Zorluklarla kazanılan üniversitenin başka bir değeri olur
Tüm okuyan ve okumak isteyen arkadaşlarına bir takım öğütlerde bulunan Zeynep, “Bizler, bölümlerimiz ne olursa olsun hiç fark etmez, kendi alanımızda en iyi olmayı hedeflemeliyiz ve üniversite yıllarımızı iyi değerlendirmeliyiz. Fakat edebiyatın dışında başka bölümlerde olsanız bile yine de edebiyata dikkatlerinizi çevirmelisiniz. Çok değerli olan şairlerimiz, geçmişimizden bugüne kadar gelen yazılarımız var. Biz benliğimizi burdan bulup ispatlayarak, tarihte dimdik ayakta durmaktayız. Edebiyattaki Türk ruhu benliğimize işlemeli” dedi.
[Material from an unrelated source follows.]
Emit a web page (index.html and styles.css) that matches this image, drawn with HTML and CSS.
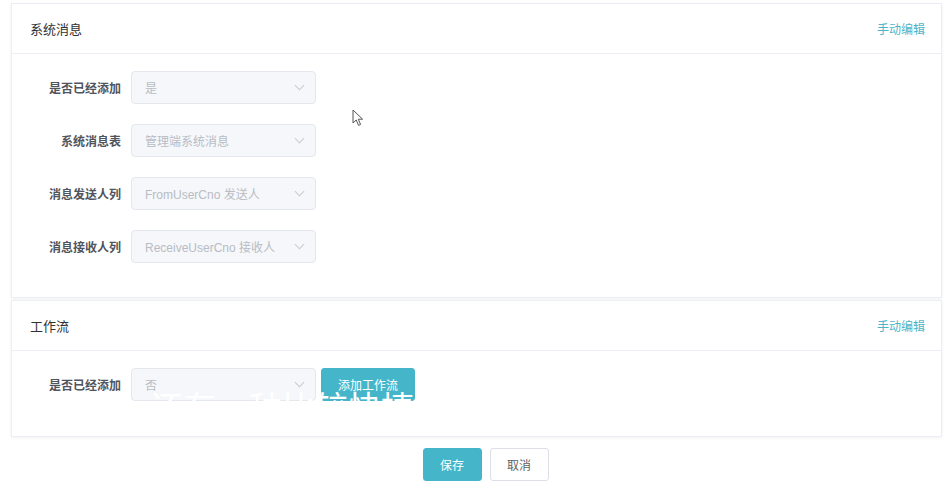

Gözü kapalı olmamamız gerektiğini söyleyen Zeynep, “Biz okuyor olabiliriz fakat okumak isteyip de okuyamayan bir çok kişi var. Bulunduğumuz durumun farkına varmalıyız ve değerini bilip iyi değerlendirmeliyiz. Diploma almakla bitmiyor okul. Sırf bir kağıt parçası için değil, kendimizi geliştirmek adına gitmeliyiz okula ve değerini bilmeliyiz okumanın. Zorluklarla kazanılan üniversitenin başka bir değeri olur. Makedonya’daki Türkler olarak kendi alanımızda en iyi olmayı hedefleyelim ve unutmayalım, hayatta hiç bir şey için geç değildir” sözleriyle konuşmasına son verdi.
- Bu haber 12-01-2016 tarihinde yayınlanmıştır.